Rodgers v. Commonwealth

DAVIS, Commissioner.

On September 23,. 1967, shortly after noon, the appellant, Wayne Thomas Rodgers, walked into the office of the sheriff of Woodford County and told the sheriff that he had shot his (Rodgers’) wife, and he thought she was dead. The sheriff went to the nearby residence of the Rodg-erses and found the body of appellant’s wife slumped in a rocking chair. She was dead as the result of a shotgun wound in her right temple. Her infant child was in her arms, untouched by the load from the shotgun. Upon his trial for murder of his wife, the appellant was found guilty of voluntary manslaughter. The jury fixed his sentence at confinement for twenty-one years.

Appellant was ably represented by appointed counsel who assert two claims of error in seeking reversal: (1) The sheriff to whom appellant confessed the homicide was the chief prosecution witness; his term had ended before the trial, and he had been appointed as one of the three jury commissioners who selected the prospective jurors from which the jury was drawn; hence, the court should have granted a mistrial; (2) the court erred in admitting gruesome photographs of the victim.

In denying the motion for a mistrial, the trial judge pointed out that RCr 9.34 requires that a motion raising an irregularity in the selection of summons of the jurors or formation of the jury must precede the examination of the jurors. Since the motion was not made until after an extensive examination of a number of jurors, it was regarded as untimely by the trial judge. Additionally, the trial judge ruled that the former sheriff’s participation in selecting names for the jury wheel could not have been done in a manner prejudicial to the rights of the defendant appellant.

The appellant contends that the principles of Section 11 of the Kentucky Constitution and the guidelines of KRS 29.055, as interpreted in Commonwealth, Dept. of Highways v. Garland, Ky., 394 S. W.2d 450, 23 A.L.R.3d 820; and Hayes v. Commonwealth, Ky., 458 S.W.2d 3, require reversal by reason of the former sheriff’s participation as a jury commissioner. Additional reliance is placed upon United States v. Chapman (CA 10) 158 F.2d 417.

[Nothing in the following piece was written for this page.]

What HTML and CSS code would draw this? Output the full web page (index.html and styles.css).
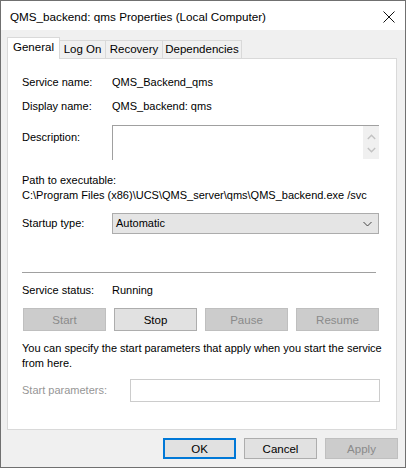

Without detailed analysis of the cited authorities, it is enough to observe that all of them recognize the fundamental right to trial by an impartial jury. The cases cited, and many others, point up the need for protecting the jury system even from hints of suspicion. In the present case there is no basis for a conclusion that the former sheriff, who was subsequently named as a jury commissioner, had any personal or official disqualifying interest in appellant’s trial. In the Garland case, supra, the jury commissioner was a party litigant, in express contravention of KRS 29.055(1). Such is not the case here. The former sheriff was not a party, and nothing in his deportment before or during the trial warrants an inference that he evinced a partisan attitude in the prosecution. As noted, the appellant voluntarily sought out the sheriff and disclosed the fact that he had just shot his wife. Upon the trial, after the ex-sheriff had related that fact, the appellant took the stand and confirmed it. In substance, there was no meaningful difference between the facts of which the ex-sheriff testified and those stated by the appellant. The ex-sheriff had not witnessed the shooting and did not undertake to say how it occurred. There was no basis for any reasonable person’s believing or suspecting that the former sheriff was so interested or biased as to induce him as a jury commissioner to select the names of persons who would favor “his” side of the case. In these circumstances, no nefarious *607suspicion of the integrity of the jury selection is generated. It is unnecessary to consider the timeliness, vel non, of the motion for mistrial since it was meritless anyway.

In asserting error concerning the admission of photographs of the victim, the appellant calls attention to Poe v. Commonwealth, Ky., 301 S.W.2d 900, and Carson v. Commonwealth, Ky., 382 S.W.2d 85. In Poe, as was true in the present trial, counsel for the defendant stipulated the cause of death and the nature of the wound. In Poe the court suggested that upon a retrial the Commonwealth’s attorney should “be more careful in introducing possibly inflammatory evidence unless the need for its introduction is more clearly shown than in the present record.” In Carson the court recognized the principle of balancing the probative value of a photograph against its potential inflammatory effect. The photographs in this case are hardly “gruesome.” In light of the expressions of the court in Salisbury v. Commonwealth, Ky., 417 S.W.2d 244, and Napier v. Commonwealth, Ky., 426 S.W.2d 121, it is clear that the photographs in question were properly admitted in evidence and had no adverse effect upon appellant’s right to a fair trial.

The judgment is affirmed.

MILLIKEN, C. J., and HILL, NEI-KIRK, OSBORNE, REED, and STEIN-FELD, JJ., concur.